WHAT IS REQUIRED: Go through the data and copy every line exactly, but not the images.

SOURCE EXCERPT:
┄┄┄┄┄┄┄┄┄┄
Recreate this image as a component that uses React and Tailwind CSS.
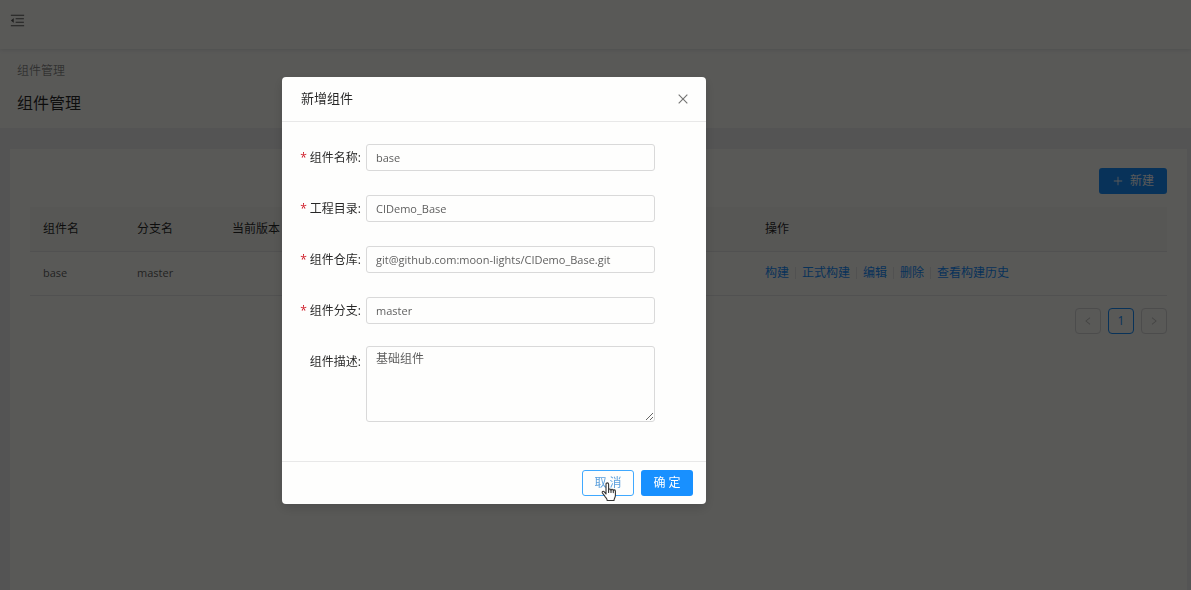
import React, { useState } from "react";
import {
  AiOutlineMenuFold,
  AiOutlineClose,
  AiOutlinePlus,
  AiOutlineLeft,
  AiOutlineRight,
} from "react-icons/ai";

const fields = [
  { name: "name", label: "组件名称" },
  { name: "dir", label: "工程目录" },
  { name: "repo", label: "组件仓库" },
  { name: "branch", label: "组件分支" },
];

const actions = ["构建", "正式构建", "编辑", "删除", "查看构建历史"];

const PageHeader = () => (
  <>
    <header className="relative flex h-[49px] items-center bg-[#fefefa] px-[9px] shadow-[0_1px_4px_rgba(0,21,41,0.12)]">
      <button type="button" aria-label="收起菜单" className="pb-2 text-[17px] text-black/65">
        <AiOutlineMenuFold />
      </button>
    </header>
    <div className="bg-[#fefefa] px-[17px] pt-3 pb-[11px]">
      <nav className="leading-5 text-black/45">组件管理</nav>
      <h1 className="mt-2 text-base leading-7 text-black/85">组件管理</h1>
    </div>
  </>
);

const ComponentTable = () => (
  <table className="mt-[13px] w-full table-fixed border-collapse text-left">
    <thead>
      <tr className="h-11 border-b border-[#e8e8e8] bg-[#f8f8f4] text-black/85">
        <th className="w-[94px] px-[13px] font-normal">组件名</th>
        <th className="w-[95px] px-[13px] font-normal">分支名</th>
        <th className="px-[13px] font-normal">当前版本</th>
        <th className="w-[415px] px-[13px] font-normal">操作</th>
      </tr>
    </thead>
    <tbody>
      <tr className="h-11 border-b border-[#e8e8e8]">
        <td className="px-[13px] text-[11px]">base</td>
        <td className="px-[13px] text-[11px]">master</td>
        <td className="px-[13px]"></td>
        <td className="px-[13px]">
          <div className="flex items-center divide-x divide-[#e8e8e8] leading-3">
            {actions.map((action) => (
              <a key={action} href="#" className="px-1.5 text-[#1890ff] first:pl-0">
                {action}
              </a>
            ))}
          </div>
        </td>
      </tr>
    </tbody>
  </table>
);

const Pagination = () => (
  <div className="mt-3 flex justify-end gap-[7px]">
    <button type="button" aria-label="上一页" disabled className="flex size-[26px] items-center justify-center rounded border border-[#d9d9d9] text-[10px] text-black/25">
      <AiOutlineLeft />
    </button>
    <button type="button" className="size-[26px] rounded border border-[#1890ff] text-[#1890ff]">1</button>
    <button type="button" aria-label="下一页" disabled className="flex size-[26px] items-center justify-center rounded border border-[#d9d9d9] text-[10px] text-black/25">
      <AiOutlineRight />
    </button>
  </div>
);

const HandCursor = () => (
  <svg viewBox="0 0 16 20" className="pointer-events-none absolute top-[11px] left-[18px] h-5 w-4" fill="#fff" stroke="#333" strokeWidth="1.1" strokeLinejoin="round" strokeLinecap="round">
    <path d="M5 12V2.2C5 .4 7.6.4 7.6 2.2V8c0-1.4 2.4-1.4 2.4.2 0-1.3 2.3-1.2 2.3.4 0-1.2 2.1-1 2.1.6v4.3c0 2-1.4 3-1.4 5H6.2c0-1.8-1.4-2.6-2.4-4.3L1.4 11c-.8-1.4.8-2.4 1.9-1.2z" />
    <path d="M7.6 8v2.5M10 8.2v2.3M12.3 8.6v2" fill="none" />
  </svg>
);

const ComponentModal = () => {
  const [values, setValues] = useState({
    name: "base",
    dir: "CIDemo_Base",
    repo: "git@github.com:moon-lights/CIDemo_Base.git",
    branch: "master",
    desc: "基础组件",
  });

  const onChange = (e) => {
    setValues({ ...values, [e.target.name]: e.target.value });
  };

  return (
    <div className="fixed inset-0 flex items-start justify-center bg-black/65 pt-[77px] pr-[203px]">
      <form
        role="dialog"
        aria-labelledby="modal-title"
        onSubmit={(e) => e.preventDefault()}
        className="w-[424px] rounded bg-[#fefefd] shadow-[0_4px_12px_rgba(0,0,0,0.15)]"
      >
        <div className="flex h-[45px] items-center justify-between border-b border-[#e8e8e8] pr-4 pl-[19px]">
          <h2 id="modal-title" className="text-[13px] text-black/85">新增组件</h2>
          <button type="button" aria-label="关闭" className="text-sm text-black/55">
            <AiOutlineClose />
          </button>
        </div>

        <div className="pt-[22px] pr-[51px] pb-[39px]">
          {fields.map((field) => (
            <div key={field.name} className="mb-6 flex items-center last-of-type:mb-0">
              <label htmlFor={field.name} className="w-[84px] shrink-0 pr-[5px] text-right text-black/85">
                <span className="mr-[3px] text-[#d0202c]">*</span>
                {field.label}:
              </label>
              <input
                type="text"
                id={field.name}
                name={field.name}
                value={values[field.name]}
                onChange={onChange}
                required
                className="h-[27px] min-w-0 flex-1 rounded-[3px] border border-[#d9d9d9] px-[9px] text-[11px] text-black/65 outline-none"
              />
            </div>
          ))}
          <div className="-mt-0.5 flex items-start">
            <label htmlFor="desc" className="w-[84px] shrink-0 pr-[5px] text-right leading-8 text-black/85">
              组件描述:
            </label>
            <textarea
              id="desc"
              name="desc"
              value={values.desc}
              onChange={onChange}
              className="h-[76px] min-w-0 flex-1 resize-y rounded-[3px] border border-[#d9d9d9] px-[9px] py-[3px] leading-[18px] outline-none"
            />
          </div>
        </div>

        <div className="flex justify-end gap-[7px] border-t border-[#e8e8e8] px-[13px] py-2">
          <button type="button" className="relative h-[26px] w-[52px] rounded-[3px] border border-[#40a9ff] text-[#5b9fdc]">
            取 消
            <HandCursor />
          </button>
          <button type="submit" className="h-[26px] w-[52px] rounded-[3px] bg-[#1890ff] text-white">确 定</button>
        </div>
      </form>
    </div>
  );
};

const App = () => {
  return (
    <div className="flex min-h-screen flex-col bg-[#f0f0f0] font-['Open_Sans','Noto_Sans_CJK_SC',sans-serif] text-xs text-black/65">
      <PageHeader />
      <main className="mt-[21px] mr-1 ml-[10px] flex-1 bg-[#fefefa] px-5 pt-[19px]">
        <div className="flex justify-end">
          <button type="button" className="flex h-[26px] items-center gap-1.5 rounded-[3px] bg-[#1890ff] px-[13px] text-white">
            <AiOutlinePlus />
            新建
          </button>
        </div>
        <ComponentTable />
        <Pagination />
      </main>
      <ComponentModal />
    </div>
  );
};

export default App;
┄┄┄┄┄┄┄┄┄┄
ANSWER BELOW:
Recreate this image as a component that uses React and Tailwind CSS.
import React, { useState } from "react";
import {
  AiOutlineMenuFold,
  AiOutlineClose,
  AiOutlinePlus,
  AiOutlineLeft,
  AiOutlineRight,
} from "react-icons/ai";

const fields = [
  { name: "name", label: "组件名称" },
  { name: "dir", label: "工程目录" },
  { name: "repo", label: "组件仓库" },
  { name: "branch", label: "组件分支" },
];

const actions = ["构建", "正式构建", "编辑", "删除", "查看构建历史"];

const PageHeader = () => (
  <>
    <header className="relative flex h-[49px] items-center bg-[#fefefa] px-[9px] shadow-[0_1px_4px_rgba(0,21,41,0.12)]">
      <button type="button" aria-label="收起菜单" className="pb-2 text-[17px] text-black/65">
        <AiOutlineMenuFold />
      </button>
    </header>
    <div className="bg-[#fefefa] px-[17px] pt-3 pb-[11px]">
      <nav className="leading-5 text-black/45">组件管理</nav>
      <h1 className="mt-2 text-base leading-7 text-black/85">组件管理</h1>
    </div>
  </>
);

const ComponentTable = () => (
  <table className="mt-[13px] w-full table-fixed border-collapse text-left">
    <thead>
      <tr className="h-11 border-b border-[#e8e8e8] bg-[#f8f8f4] text-black/85">
        <th className="w-[94px] px-[13px] font-normal">组件名</th>
        <th className="w-[95px] px-[13px] font-normal">分支名</th>
        <th className="px-[13px] font-normal">当前版本</th>
        <th className="w-[415px] px-[13px] font-normal">操作</th>
      </tr>
    </thead>
    <tbody>
      <tr className="h-11 border-b border-[#e8e8e8]">
        <td className="px-[13px] text-[11px]">base</td>
        <td className="px-[13px] text-[11px]">master</td>
        <td className="px-[13px]"></td>
        <td className="px-[13px]">
          <div className="flex items-center divide-x divide-[#e8e8e8] leading-3">
            {actions.map((action) => (
              <a key={action} href="#" className="px-1.5 text-[#1890ff] first:pl-0">
                {action}
              </a>
            ))}
          </div>
        </td>
      </tr>
    </tbody>
  </table>
);

const Pagination = () => (
  <div className="mt-3 flex justify-end gap-[7px]">
    <button type="button" aria-label="上一页" disabled className="flex size-[26px] items-center justify-center rounded border border-[#d9d9d9] text-[10px] text-black/25">
      <AiOutlineLeft />
    </button>
    <button type="button" className="size-[26px] rounded border border-[#1890ff] text-[#1890ff]">1</button>
    <button type="button" aria-label="下一页" disabled className="flex size-[26px] items-center justify-center rounded border border-[#d9d9d9] text-[10px] text-black/25">
      <AiOutlineRight />
    </button>
  </div>
);

const HandCursor = () => (
  <svg viewBox="0 0 16 20" className="pointer-events-none absolute top-[11px] left-[18px] h-5 w-4" fill="#fff" stroke="#333" strokeWidth="1.1" strokeLinejoin="round" strokeLinecap="round">
    <path d="M5 12V2.2C5 .4 7.6.4 7.6 2.2V8c0-1.4 2.4-1.4 2.4.2 0-1.3 2.3-1.2 2.3.4 0-1.2 2.1-1 2.1.6v4.3c0 2-1.4 3-1.4 5H6.2c0-1.8-1.4-2.6-2.4-4.3L1.4 11c-.8-1.4.8-2.4 1.9-1.2z" />
    <path d="M7.6 8v2.5M10 8.2v2.3M12.3 8.6v2" fill="none" />
  </svg>
);

const ComponentModal = () => {
  const [values, setValues] = useState({
    name: "base",
    dir: "CIDemo_Base",
    repo: "git@github.com:moon-lights/CIDemo_Base.git",
    branch: "master",
    desc: "基础组件",
  });

  const onChange = (e) => {
    setValues({ ...values, [e.target.name]: e.target.value });
  };

  return (
    <div className="fixed inset-0 flex items-start justify-center bg-black/65 pt-[77px] pr-[203px]">
      <form
        role="dialog"
        aria-labelledby="modal-title"
        onSubmit={(e) => e.preventDefault()}
        className="w-[424px] rounded bg-[#fefefd] shadow-[0_4px_12px_rgba(0,0,0,0.15)]"
      >
        <div className="flex h-[45px] items-center justify-between border-b border-[#e8e8e8] pr-4 pl-[19px]">
          <h2 id="modal-title" className="text-[13px] text-black/85">新增组件</h2>
          <button type="button" aria-label="关闭" className="text-sm text-black/55">
            <AiOutlineClose />
          </button>
        </div>

        <div className="pt-[22px] pr-[51px] pb-[39px]">
          {fields.map((field) => (
            <div key={field.name} className="mb-6 flex items-center last-of-type:mb-0">
              <label htmlFor={field.name} className="w-[84px] shrink-0 pr-[5px] text-right text-black/85">
                <span className="mr-[3px] text-[#d0202c]">*</span>
                {field.label}:
              </label>
              <input
                type="text"
                id={field.name}
                name={field.name}
                value={values[field.name]}
                onChange={onChange}
                required
                className="h-[27px] min-w-0 flex-1 rounded-[3px] border border-[#d9d9d9] px-[9px] text-[11px] text-black/65 outline-none"
              />
            </div>
          ))}
          <div className="-mt-0.5 flex items-start">
            <label htmlFor="desc" className="w-[84px] shrink-0 pr-[5px] text-right leading-8 text-black/85">
              组件描述:
            </label>
            <textarea
              id="desc"
              name="desc"
              value={values.desc}
              onChange={onChange}
              className="h-[76px] min-w-0 flex-1 resize-y rounded-[3px] border border-[#d9d9d9] px-[9px] py-[3px] leading-[18px] outline-none"
            />
          </div>
        </div>

        <div className="flex justify-end gap-[7px] border-t border-[#e8e8e8] px-[13px] py-2">
          <button type="button" className="relative h-[26px] w-[52px] rounded-[3px] border border-[#40a9ff] text-[#5b9fdc]">
            取 消
            <HandCursor />
          </button>
          <button type="submit" className="h-[26px] w-[52px] rounded-[3px] bg-[#1890ff] text-white">确 定</button>
        </div>
      </form>
    </div>
  );
};

const App = () => {
  return (
    <div className="flex min-h-screen flex-col bg-[#f0f0f0] font-['Open_Sans','Noto_Sans_CJK_SC',sans-serif] text-xs text-black/65">
      <PageHeader />
      <main className="mt-[21px] mr-1 ml-[10px] flex-1 bg-[#fefefa] px-5 pt-[19px]">
        <div className="flex justify-end">
          <button type="button" className="flex h-[26px] items-center gap-1.5 rounded-[3px] bg-[#1890ff] px-[13px] text-white">
            <AiOutlinePlus />
            新建
          </button>
        </div>
        <ComponentTable />
        <Pagination />
      </main>
      <ComponentModal />
    </div>
  );
};

export default App;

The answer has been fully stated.